Friday, 20 January 2012

Review: 'The Mask of Red Death' by Edgar Allan Poe

This is the last review in this years Poe-Week and I really enjoyed it, so I might do it again next year with different texts. But for now, it is time to review 'The Mask of the Red Death'.


Author: Edgar Allan Poe
Publication Date:  May 1842
Publisher: Graham's Magazine


Masqueofthereddeath-Clarke.jpgThe story is set in a country, I presume, where the Red Death is plaguing the population. Prince Prospero is hiding out in his abbey, together with about a 1000 friends. The abbey has 7 rooms, each of which are decorated in different colours. All of the rooms seem very cheerful, except the one decorated with black velvet and with red windows. They have a masked ball and everything seems fine, until a hooded figure appears.

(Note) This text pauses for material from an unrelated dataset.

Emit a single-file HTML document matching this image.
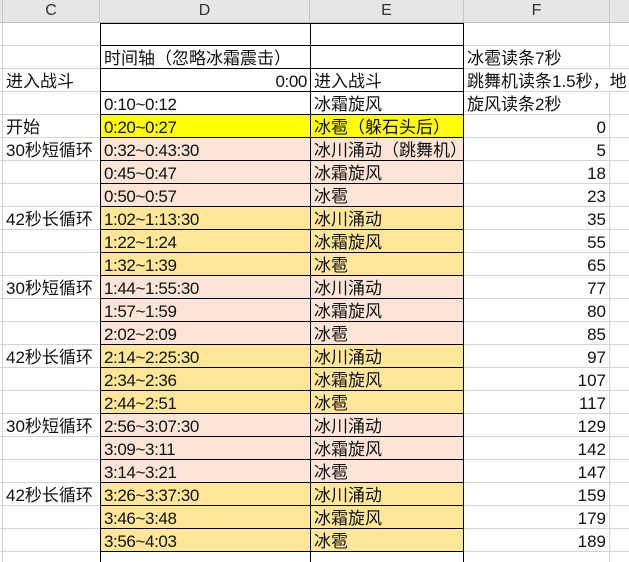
<!DOCTYPE html>
<html><head><meta charset="utf-8"><style>
*{margin:0;padding:0;box-sizing:border-box}
html,body{width:629px;height:562px;overflow:hidden}
body{background:#fff;position:relative;font-family:"Liberation Sans","Noto Sans CJK SC",sans-serif;font-size:17px;color:#111}
.hd{position:absolute;top:0;left:0;width:629px;height:23px;background:#e6e6e6;border-bottom:1px solid #bfbfbf}
.hd div{position:absolute;top:0;height:22px;line-height:22px;text-align:center;border-right:1px solid #c8c8c8;color:#333;font-size:16px}
.r{position:absolute;left:0;height:23px;width:629px}
.r>div{position:absolute;top:0;height:23px;line-height:25px;white-space:nowrap;padding-left:3px}
.n{letter-spacing:-0.4px}
.a{left:0;width:3px;border-right:1px solid #d4d4d4;border-bottom:1px solid #d4d4d4;padding:0!important}
.c{left:3px;width:97px;border-bottom:1px solid #d4d4d4;overflow:hidden}
.d{left:100px;width:210px;border-left:1px solid #000;border-bottom:1px solid #000;overflow:hidden}
.e{left:310px;width:154px;border-left:1px solid #000;border-right:1px solid #000;border-bottom:1px solid #000;overflow:hidden}
.f{left:464px;width:146px;border-right:1px solid #d4d4d4;border-bottom:1px solid #d4d4d4}
.g{left:610px;width:19px;border-bottom:1px solid #d4d4d4}
.rt{text-align:right;padding-right:3px}
.y{background:#ffff00}.p{background:#fce4d6}.o{background:#ffe699}
</style></head><body>
<div class="hd"><div style="left:0;width:3px"></div><div style="left:3px;width:97px">C</div><div style="left:100px;width:210px">D</div><div style="left:310px;width:154px">E</div><div style="left:464px;width:146px">F</div><div style="left:610px;width:19px;border:none"></div></div>
<div style="position:absolute;left:100px;top:23px;width:364px;height:1px;background:#000;z-index:2"></div>

<div class="r" style="top:23px"><div class="a"></div><div class="c"></div><div class="d"></div><div class="e"></div><div class="f"></div><div class="g"></div></div>
<div class="r" style="top:46px"><div class="a"></div><div class="c"></div><div class="d">时间轴（忽略冰霜震击）</div><div class="e"></div><div class="f">冰雹读条7秒</div><div class="g"></div></div>
<div class="r" style="top:69px"><div class="a"></div><div class="c">进入战斗</div><div class="d rt n">0:00</div><div class="e">进入战斗</div><div class="g"></div><div class="f" style="overflow:visible;z-index:3;border-right:none">跳舞机读条1.5秒，地</div></div>
<div class="r" style="top:92px"><div class="a"></div><div class="c"></div><div class="d n">0:10~0:12</div><div class="e">冰霜旋风</div><div class="f">旋风读条2秒</div><div class="g"></div></div>
<div class="r" style="top:115px"><div class="a"></div><div class="c">开始</div><div class="d y n">0:20~0:27</div><div class="e y">冰雹（躲石头后）</div><div class="f rt">0</div><div class="g"></div></div>

<div class="r" style="top:138px"><div class="a"></div><div class="c">30秒短循环</div><div class="d p n">0:32~0:43:30</div><div class="e p">冰川涌动（跳舞机）</div><div class="f rt">5</div><div class="g"></div></div>
<div class="r" style="top:161px"><div class="a"></div><div class="c"></div><div class="d p n">0:45~0:47</div><div class="e p">冰霜旋风</div><div class="f rt">18</div><div class="g"></div></div>
<div class="r" style="top:184px"><div class="a"></div><div class="c"></div><div class="d p n">0:50~0:57</div><div class="e p">冰雹</div><div class="f rt">23</div><div class="g"></div></div>

<div class="r" style="top:207px"><div class="a"></div><div class="c">42秒长循环</div><div class="d o n">1:02~1:13:30</div><div class="e o">冰川涌动</div><div class="f rt">35</div><div class="g"></div></div>
<div class="r" style="top:230px"><div class="a"></div><div class="c"></div><div class="d o n">1:22~1:24</div><div class="e o">冰霜旋风</div><div class="f rt">55</div><div class="g"></div></div>
<div class="r" style="top:253px"><div class="a"></div><div class="c"></div><div class="d o n">1:32~1:39</div><div class="e o">冰雹</div><div class="f rt">65</div><div class="g"></div></div>

<div class="r" style="top:276px"><div class="a"></div><div class="c">30秒短循环</div><div class="d p n">1:44~1:55:30</div><div class="e p">冰川涌动</div><div class="f rt">77</div><div class="g"></div></div>
<div class="r" style="top:299px"><div class="a"></div><div class="c"></div><div class="d p n">1:57~1:59</div><div class="e p">冰霜旋风</div><div class="f rt">80</div><div class="g"></div></div>
<div class="r" style="top:322px"><div class="a"></div><div class="c"></div><div class="d p n">2:02~2:09</div><div class="e p">冰雹</div><div class="f rt">85</div><div class="g"></div></div>

<div class="r" style="top:345px"><div class="a"></div><div class="c">42秒长循环</div><div class="d o n">2:14~2:25:30</div><div class="e o">冰川涌动</div><div class="f rt">97</div><div class="g"></div></div>
<div class="r" style="top:368px"><div class="a"></div><div class="c"></div><div class="d o n">2:34~2:36</div><div class="e o">冰霜旋风</div><div class="f rt">107</div><div class="g"></div></div>
<div class="r" style="top:391px"><div class="a"></div><div class="c"></div><div class="d o n">2:44~2:51</div><div class="e o">冰雹</div><div class="f rt">117</div><div class="g"></div></div>

<div class="r" style="top:414px"><div class="a"></div><div class="c">30秒短循环</div><div class="d p n">2:56~3:07:30</div><div class="e p">冰川涌动</div><div class="f rt">129</div><div class="g"></div></div>
<div class="r" style="top:437px"><div class="a"></div><div class="c"></div><div class="d p n">3:09~3:11</div><div class="e p">冰霜旋风</div><div class="f rt">142</div><div class="g"></div></div>
<div class="r" style="top:460px"><div class="a"></div><div class="c"></div><div class="d p n">3:14~3:21</div><div class="e p">冰雹</div><div class="f rt">147</div><div class="g"></div></div>

<div class="r" style="top:483px"><div class="a"></div><div class="c">42秒长循环</div><div class="d o n">3:26~3:37:30</div><div class="e o">冰川涌动</div><div class="f rt">159</div><div class="g"></div></div>
<div class="r" style="top:506px"><div class="a"></div><div class="c"></div><div class="d o n">3:46~3:48</div><div class="e o">冰霜旋风</div><div class="f rt">179</div><div class="g"></div></div>
<div class="r" style="top:529px"><div class="a"></div><div class="c"></div><div class="d o n">3:56~4:03</div><div class="e o">冰雹</div><div class="f rt">189</div><div class="g"></div></div>
<div class="r" style="top:552px;height:10px"><div class="a"></div><div class="c"></div><div class="d" style="border-bottom:none"></div><div class="e" style="border-bottom:none"></div><div class="f"></div><div class="g"></div></div>
</body></html>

This was the probably the ultimate Gothic story out of all of those Poe stories I read. It can be interpreted in many different ways. The 7 different rooms could be seen as different parts of the mind or different human traits. In that sense the story might be a story about how death is inevitable, because the Red Death will find you, no matter where you hide or how you behave. Of course, there is also the interpretation of Poe saying that not even the rich can escape death and that their behaviour is scandalous.

I really enjoyed the story even though it is rather grisly. The idea of these rich people hiding away and letting the poor die creates a group of victims that you almost want to die. And the setting description is simply gorgeous. Especially the way the black velvet room is described creates a rather scary atmosphere.  Only criticism: you never really get to know any of the characters and therefore their death is not as shocking as in the other stories!

A movie was made of it: 'The Mask of Red Death' (1964). And although the story was slightly blown up and although they added satanism, it is still funny to watch:




Well, this what is then. The end of Poe-Week. Hope you enjoyed it!